Copy out each line of the material below that holds the string "components".
====================
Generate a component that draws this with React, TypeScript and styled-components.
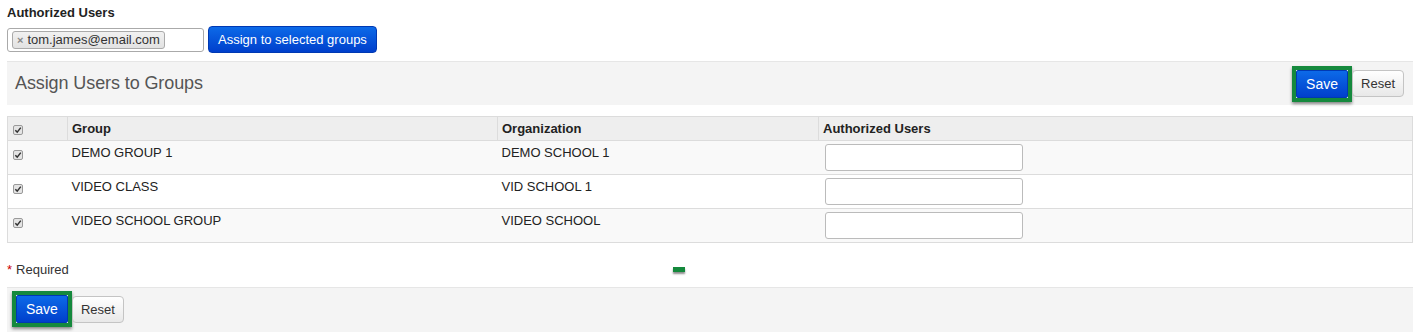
import React from "react";
import styled, { createGlobalStyle } from "styled-components";

const Global = createGlobalStyle`
  html, body { margin: 0; padding: 0; background: #fff; }
  body { font-family: "Liberation Sans", Arial, sans-serif; font-size: 13px; color: #333; }
`;

const Page = styled.div`
  padding: 5px 4px 0 7px;
  width: 1406px;
`;

const Label = styled.div`
  font-weight: bold;
  font-size: 13px;
  line-height: 15px;
  color: #222;
`;

const TagRow = styled.div`
  display: flex;
  align-items: center;
  gap: 4px;
  margin-top: 6px;
`;

const TagInput = styled.div`
  box-sizing: border-box;
  width: 197px;
  height: 24px;
  border: 1px solid #aaa;
  border-radius: 3px;
  padding: 2px 4px;
  display: flex;
  align-items: center;
`;

const Tag = styled.span`
  box-sizing: border-box;
  height: 18px;
  display: inline-flex;
  align-items: center;
  gap: 4px;
  padding: 0 4px 0 4px;
  border: 1px solid #aaa;
  border-radius: 3px;
  background: linear-gradient(#f1f1f1, #e2e2e2);
  font-size: 13px;
  color: #333;
`;

const TagX = styled.span`
  color: #888;
  font-size: 11px;
  font-weight: bold;
`;

const PrimaryButton = styled.button<{ $h?: number }>`
  box-sizing: border-box;
  height: ${(p) => p.$h ?? 26}px;
  padding: 0 9px;
  border: 1px solid #0039b3;
  border-radius: 4px;
  background: linear-gradient(#0c6ae8, #003fcc);
  color: #fff;
  font-family: "Liberation Sans", Arial, sans-serif;
  font-size: 13px;
  cursor: pointer;
`;

const DefaultButton = styled.button`
  box-sizing: border-box;
  height: 27px;
  padding: 0 8px;
  border: 1px solid #c4c4c4;
  border-radius: 4px;
  background: linear-gradient(#ffffff, #e8e8e8);
  color: #333;
  font-family: "Liberation Sans", Arial, sans-serif;
  font-size: 13px;
`;

const SaveFrame = styled.span`
  display: inline-flex;
  border: 4px solid #15893d;
  box-shadow: 0 2px 3px rgba(0, 0, 0, 0.45);
`;

const SaveInner = styled(PrimaryButton)`
  border-radius: 2px;
  padding: 0 9px;
  font-size: 14px;
`;

const ButtonGroup = styled.div`
  display: flex;
  align-items: center;
`;

const HeaderPanel = styled.div`
  margin-top: 8px;
  height: 44px;
  box-sizing: border-box;
  background: #f4f4f4;
  border-top: 1px solid #e6e6e6;
  display: flex;
  align-items: center;
  justify-content: space-between;
  padding: 0 9px 0 8px;
`;

const Title = styled.h2`
  margin: 0;
  font-family: "Liberation Sans", Arial, sans-serif;
  font-weight: normal;
  font-size: 18px;
  color: #555;
  letter-spacing: -0.1px;
`;

const Table = styled.table`
  margin-top: 11px;
  width: 100%;
  border-collapse: collapse;
  border: 1px solid #dcdcdc;
`;

const HeadCell = styled.th<{ $w?: number }>`
  ${(p) => (p.$w ? `width: ${p.$w}px;` : "")}
  box-sizing: border-box;
  height: 24px;
  padding: 0 4px;
  text-align: left;
  font-weight: bold;
  font-size: 13px;
  color: #222;
  background: #eeeeee;
  border: 1px solid #dcdcdc;
`;

const Row = styled.tr<{ $striped: boolean }>`
  background: ${(p) => (p.$striped ? "#f9f9f9" : "#fff")};
`;

const Cell = styled.td`
  box-sizing: border-box;
  height: 34px;
  padding: 4px 5px 0 4px;
  vertical-align: top;
  border-top: 1px solid #dcdcdc;
  font-size: 13px;
  color: #222;
  line-height: 16px;
`;

const CheckCell = styled(Cell)`
  padding: 9px 0 0 5px;
`;

const HeadCheckCell = styled(HeadCell)`
  padding: 3px 0 0 5px;
`;

const InputCell = styled(Cell)`
  padding: 3px 0 0 6px;
`;

const TextInput = styled.input`
  box-sizing: border-box;
  width: 198px;
  height: 27px;
  border: 1px solid #bbb;
  border-radius: 3px;
  background: #fff;
  display: block;
`;

const Footer = styled.div`
  display: flex;
  align-items: center;
  height: 20px;
  margin-top: 16px;
  font-size: 13px;
  color: #333;
`;

const Star = styled.span`
  color: #c00;
  margin-right: 4px;
`;

const GreenMark = styled.span`
  width: 12px;
  height: 5px;
  margin-left: 604px;
  background: #14893c;
  box-shadow: 0 2px 2px rgba(0, 0, 0, 0.45);
`;

const BottomPanel = styled.div`
  margin-top: 8px;
  height: 45px;
  box-sizing: border-box;
  background: #f4f4f4;
  border-top: 1px solid #e6e6e6;
  display: flex;
  align-items: flex-start;
  padding: 3px 0 0 5px;
`;

const CheckBoxIcon = () => (
  <svg width="10" height="10" viewBox="0 0 10 10" style={{ display: "block" }}>
    <rect x="0.5" y="0.5" width="9" height="9" rx="1.5" fill="#e4e4e4" stroke="#9a9a9a" />
    <path d="M2.3 5.2 L4.2 7.1 L7.8 2.6" fill="none" stroke="#333" strokeWidth="1.5" />
  </svg>
);

const rows = [
  { group: "DEMO GROUP 1", org: "DEMO SCHOOL 1" },
  { group: "VIDEO CLASS", org: "VID SCHOOL 1" },
  { group: "VIDEO SCHOOL GROUP", org: "VIDEO SCHOOL" },
];

const SaveReset = () => (
  <ButtonGroup>
    <SaveFrame>
      <SaveInner $h={28}>Save</SaveInner>
    </SaveFrame>
    <DefaultButton>Reset</DefaultButton>
  </ButtonGroup>
);

export default function App() {
  return (
    <>
      <Global />
      <Page>
        <Label>Authorized Users</Label>
        <TagRow>
          <TagInput>
            <Tag>
              <TagX>×</TagX>tom.james@email.com
            </Tag>
          </TagInput>
          <PrimaryButton $h={27}>Assign to selected groups</PrimaryButton>
        </TagRow>
        <HeaderPanel>
          <Title>Assign Users to Groups</Title>
          <SaveReset />
        </HeaderPanel>
        <Table>
          <thead>
            <tr>
              <HeadCheckCell $w={60}>
                <CheckBoxIcon />
              </HeadCheckCell>
              <HeadCell $w={430}>Group</HeadCell>
              <HeadCell $w={321}>Organization</HeadCell>
              <HeadCell>Authorized Users</HeadCell>
            </tr>
          </thead>
          <tbody>
            {rows.map((r, i) => (
              <Row key={r.group} $striped={i % 2 === 0}>
                <CheckCell>
                  <CheckBoxIcon />
                </CheckCell>
                <Cell>{r.group}</Cell>
                <Cell>{r.org}</Cell>
                <InputCell>
                  <TextInput type="text" />
                </InputCell>
              </Row>
            ))}
          </tbody>
        </Table>
        <Footer>
          <Star>*</Star>Required
          <GreenMark />
        </Footer>
        <BottomPanel>
          <SaveReset />
        </BottomPanel>
      </Page>
    </>
  );
}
====================
TASK RESPONSE:
Generate a component that draws this with React, TypeScript and styled-components.
import styled, { createGlobalStyle } from "styled-components";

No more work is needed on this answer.